Response of binder-filler systems into and beyond linear viscoelastic domain: Modeling and healing efficiency

Abstract

This study is devoted to present insights into linear and nonlinear viscoelastic responses as well as the healing efficiency (HE) of binder-filler systems. To this aim, linear viscoelastic (LV) rheometric results were collected via implementing temperature and frequency sweep measurements, while for probing the nonlinear viscoelastic (NLV) response, large-amplitude oscillatory shear test was executed for various strain maxima. A parallel rheological framework assembled from 2 Yeoh models and hyperbolic-sine flow law, hereinafter abbreviated as 2Y-HS model, was explored to emulate the stress response for LV and NLV behavior of the binder-filler systems. In addition, a strain-dependent healing protocol was developed to test the HE of materials for varying strain-amplitudes. The tested binder-filler systems were blends of a plain binder and two mineral fillers, hydrated lime (HL) and silica fume (SF), added one at a time at different rates based on the best-practice limits. The binder-filler mastics undergone different behaviors into and beyond linear viscoelastic domain (LVD).

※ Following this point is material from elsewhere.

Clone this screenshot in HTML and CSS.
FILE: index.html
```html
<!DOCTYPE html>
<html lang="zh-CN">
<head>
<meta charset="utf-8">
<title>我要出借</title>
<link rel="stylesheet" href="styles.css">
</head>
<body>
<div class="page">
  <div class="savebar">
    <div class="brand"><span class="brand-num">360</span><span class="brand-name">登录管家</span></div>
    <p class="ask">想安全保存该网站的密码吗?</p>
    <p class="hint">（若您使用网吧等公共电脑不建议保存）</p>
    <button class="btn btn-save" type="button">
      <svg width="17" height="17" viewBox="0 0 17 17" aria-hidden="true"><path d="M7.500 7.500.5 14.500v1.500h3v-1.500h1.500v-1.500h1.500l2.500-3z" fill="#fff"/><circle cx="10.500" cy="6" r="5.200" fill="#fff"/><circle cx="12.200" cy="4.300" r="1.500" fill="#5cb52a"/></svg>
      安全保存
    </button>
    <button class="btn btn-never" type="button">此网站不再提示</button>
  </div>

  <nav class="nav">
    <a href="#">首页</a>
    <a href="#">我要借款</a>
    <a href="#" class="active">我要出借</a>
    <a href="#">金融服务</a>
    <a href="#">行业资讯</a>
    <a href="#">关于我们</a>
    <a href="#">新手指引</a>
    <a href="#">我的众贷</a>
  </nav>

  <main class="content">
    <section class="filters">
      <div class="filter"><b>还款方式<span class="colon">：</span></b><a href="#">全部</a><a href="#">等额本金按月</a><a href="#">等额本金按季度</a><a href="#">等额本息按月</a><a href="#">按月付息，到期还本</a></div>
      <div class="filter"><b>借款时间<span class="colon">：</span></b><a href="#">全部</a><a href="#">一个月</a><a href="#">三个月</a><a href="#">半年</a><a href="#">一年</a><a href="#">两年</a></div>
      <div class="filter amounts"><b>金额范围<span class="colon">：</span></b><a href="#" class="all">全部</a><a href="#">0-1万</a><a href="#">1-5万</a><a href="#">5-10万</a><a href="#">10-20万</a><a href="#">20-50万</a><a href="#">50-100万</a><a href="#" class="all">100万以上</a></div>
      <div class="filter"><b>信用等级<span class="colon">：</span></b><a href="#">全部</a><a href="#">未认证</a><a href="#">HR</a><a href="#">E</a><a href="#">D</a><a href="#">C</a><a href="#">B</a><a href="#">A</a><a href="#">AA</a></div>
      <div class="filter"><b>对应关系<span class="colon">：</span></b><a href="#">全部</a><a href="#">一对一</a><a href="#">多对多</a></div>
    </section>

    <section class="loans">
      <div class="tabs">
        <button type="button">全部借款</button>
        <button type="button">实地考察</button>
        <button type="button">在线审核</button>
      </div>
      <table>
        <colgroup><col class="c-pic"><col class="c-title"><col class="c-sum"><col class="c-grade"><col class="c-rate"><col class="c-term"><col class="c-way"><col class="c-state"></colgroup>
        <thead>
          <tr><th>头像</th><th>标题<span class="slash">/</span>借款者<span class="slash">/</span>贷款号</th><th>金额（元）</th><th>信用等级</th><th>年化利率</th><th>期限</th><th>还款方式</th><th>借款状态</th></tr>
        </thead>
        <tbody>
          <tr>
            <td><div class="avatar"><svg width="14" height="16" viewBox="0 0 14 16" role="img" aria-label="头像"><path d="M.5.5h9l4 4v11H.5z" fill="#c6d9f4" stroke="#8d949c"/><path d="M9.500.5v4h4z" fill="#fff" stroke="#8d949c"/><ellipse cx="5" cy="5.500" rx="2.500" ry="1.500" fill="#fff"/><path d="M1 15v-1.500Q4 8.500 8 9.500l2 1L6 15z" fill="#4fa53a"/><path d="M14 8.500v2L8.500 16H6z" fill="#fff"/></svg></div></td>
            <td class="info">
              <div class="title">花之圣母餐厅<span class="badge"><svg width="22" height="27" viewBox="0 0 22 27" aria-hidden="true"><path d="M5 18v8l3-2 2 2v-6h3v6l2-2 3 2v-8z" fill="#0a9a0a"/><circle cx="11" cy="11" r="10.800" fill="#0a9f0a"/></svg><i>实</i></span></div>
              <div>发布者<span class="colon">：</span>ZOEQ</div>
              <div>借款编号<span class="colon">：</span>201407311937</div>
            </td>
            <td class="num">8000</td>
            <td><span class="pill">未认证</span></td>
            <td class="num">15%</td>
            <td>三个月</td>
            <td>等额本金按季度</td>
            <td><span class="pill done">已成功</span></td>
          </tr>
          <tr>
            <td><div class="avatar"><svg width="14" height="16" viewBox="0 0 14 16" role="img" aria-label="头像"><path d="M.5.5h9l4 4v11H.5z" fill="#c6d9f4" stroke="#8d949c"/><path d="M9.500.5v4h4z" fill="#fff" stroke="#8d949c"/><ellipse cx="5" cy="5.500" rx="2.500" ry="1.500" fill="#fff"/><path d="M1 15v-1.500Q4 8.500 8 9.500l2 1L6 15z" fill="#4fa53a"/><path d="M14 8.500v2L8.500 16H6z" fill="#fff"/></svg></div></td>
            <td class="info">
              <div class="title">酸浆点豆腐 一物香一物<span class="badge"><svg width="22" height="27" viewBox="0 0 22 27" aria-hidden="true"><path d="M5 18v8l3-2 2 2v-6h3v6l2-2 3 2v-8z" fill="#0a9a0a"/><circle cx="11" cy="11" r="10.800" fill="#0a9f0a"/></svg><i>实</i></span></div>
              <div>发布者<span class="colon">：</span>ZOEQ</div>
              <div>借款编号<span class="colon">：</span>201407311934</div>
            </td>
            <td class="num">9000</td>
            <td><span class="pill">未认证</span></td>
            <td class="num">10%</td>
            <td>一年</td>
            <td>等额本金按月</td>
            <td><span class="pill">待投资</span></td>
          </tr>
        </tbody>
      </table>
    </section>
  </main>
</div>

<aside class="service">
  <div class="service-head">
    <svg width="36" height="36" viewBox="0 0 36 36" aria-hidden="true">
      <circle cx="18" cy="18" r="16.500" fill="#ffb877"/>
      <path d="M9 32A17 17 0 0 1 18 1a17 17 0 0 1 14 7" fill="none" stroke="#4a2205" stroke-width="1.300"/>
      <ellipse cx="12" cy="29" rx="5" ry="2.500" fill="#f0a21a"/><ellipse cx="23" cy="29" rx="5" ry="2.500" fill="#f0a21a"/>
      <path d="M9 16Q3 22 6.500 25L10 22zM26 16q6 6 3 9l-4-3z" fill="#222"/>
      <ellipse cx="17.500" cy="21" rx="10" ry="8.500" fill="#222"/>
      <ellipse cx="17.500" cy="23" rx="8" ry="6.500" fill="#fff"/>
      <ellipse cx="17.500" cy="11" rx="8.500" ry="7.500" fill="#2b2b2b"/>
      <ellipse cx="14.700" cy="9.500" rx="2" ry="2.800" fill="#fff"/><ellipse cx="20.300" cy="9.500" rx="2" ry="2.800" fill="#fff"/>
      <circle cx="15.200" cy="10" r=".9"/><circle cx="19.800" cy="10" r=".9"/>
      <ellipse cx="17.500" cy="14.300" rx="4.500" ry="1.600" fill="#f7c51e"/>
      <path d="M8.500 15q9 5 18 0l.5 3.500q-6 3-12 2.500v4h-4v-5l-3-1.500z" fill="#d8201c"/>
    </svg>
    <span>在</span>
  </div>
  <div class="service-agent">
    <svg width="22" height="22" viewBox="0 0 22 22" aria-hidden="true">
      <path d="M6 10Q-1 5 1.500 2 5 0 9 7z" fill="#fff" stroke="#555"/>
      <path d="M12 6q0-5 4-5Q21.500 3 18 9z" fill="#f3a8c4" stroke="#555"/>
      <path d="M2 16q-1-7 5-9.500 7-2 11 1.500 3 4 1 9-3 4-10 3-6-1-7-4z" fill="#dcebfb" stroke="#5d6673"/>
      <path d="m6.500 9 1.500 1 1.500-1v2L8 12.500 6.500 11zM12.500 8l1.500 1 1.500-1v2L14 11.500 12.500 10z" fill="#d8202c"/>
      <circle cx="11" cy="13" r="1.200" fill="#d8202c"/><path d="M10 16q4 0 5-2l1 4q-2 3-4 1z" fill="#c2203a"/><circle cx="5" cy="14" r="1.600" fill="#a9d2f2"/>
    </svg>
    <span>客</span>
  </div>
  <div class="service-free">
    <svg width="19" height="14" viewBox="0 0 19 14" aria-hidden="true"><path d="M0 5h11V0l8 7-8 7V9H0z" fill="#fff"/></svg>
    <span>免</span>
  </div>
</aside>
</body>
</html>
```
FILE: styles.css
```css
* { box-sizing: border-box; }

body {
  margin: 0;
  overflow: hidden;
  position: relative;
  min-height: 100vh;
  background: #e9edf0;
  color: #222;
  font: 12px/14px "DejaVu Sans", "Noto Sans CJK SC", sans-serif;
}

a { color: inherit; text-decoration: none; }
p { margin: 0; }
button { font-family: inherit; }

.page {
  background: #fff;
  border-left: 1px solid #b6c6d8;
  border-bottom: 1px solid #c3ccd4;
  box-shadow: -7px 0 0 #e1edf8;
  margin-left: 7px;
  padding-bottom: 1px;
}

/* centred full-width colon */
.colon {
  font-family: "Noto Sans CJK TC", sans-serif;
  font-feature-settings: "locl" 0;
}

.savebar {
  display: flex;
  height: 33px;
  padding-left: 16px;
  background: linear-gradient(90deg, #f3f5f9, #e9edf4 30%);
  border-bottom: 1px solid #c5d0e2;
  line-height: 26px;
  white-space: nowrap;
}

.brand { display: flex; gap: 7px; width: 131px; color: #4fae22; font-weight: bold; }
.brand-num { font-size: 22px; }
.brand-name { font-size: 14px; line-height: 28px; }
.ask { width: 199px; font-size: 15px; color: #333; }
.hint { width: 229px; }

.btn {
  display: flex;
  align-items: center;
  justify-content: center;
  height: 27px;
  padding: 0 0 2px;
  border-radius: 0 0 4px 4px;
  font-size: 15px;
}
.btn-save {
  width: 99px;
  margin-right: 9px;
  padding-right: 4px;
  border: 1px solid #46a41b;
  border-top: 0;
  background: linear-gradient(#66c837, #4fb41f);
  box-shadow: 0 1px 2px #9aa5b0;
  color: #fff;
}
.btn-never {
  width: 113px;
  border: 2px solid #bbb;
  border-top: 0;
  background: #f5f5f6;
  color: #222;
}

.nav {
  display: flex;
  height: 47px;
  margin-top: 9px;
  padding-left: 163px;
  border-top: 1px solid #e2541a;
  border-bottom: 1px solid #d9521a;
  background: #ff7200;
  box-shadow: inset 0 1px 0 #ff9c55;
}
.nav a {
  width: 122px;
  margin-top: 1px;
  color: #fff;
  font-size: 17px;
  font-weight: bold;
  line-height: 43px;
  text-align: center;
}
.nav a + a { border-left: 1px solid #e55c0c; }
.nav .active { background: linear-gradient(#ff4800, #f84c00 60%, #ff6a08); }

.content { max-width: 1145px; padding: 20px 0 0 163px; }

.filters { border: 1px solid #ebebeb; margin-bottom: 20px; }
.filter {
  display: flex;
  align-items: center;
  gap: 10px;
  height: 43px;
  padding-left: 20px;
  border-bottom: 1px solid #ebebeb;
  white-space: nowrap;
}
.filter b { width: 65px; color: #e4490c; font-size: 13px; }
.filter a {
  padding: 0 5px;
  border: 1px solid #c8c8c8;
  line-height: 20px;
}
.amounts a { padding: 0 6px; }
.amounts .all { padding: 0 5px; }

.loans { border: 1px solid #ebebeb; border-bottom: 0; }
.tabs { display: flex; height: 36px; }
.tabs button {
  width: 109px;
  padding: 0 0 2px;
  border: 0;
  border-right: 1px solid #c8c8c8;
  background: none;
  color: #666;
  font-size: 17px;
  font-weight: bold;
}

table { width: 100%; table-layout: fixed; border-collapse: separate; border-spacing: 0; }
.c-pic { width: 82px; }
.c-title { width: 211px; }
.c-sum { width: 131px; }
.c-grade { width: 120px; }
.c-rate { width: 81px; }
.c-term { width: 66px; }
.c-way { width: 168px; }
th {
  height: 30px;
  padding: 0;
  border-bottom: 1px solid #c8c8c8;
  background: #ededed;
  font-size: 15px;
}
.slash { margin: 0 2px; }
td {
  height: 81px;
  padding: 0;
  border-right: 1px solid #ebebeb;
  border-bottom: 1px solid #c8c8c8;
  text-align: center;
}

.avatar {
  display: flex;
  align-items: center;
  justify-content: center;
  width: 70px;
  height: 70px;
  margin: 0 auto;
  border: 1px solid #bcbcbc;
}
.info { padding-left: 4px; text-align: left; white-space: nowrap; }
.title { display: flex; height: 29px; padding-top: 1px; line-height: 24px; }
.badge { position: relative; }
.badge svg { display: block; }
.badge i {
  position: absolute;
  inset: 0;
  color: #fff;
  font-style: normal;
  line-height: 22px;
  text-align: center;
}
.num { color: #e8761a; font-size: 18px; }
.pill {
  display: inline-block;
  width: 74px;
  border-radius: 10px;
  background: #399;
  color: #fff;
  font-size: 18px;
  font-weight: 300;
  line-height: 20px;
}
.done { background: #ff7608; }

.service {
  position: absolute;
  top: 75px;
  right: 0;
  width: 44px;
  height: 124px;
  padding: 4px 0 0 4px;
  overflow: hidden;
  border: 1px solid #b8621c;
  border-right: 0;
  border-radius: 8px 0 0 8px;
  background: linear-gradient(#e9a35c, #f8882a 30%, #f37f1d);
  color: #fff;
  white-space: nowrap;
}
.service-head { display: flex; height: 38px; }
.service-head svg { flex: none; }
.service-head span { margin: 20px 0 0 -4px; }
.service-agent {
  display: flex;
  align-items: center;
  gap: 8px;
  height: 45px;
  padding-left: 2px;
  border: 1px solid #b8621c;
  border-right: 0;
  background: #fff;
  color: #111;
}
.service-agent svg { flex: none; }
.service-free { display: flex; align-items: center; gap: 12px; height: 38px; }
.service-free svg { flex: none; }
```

The 2Y-HS model has efficiently constituted the rheometric results in a manner that elucidates the link between the stresses and strains for both LV and NLV behaviors. The proposed HE protocol showed its efficacy to evaluate the healability of materials at varying rest periods and stretch magnitudes. The damage-mending process at small-amplitude strains tended to improve better, and worst HE was attained as the strain level increases. The richer the asphalt binder with mineral filler, the less the HE is registered; however the binder-HL system is predisposed to heal much more than SF mastics.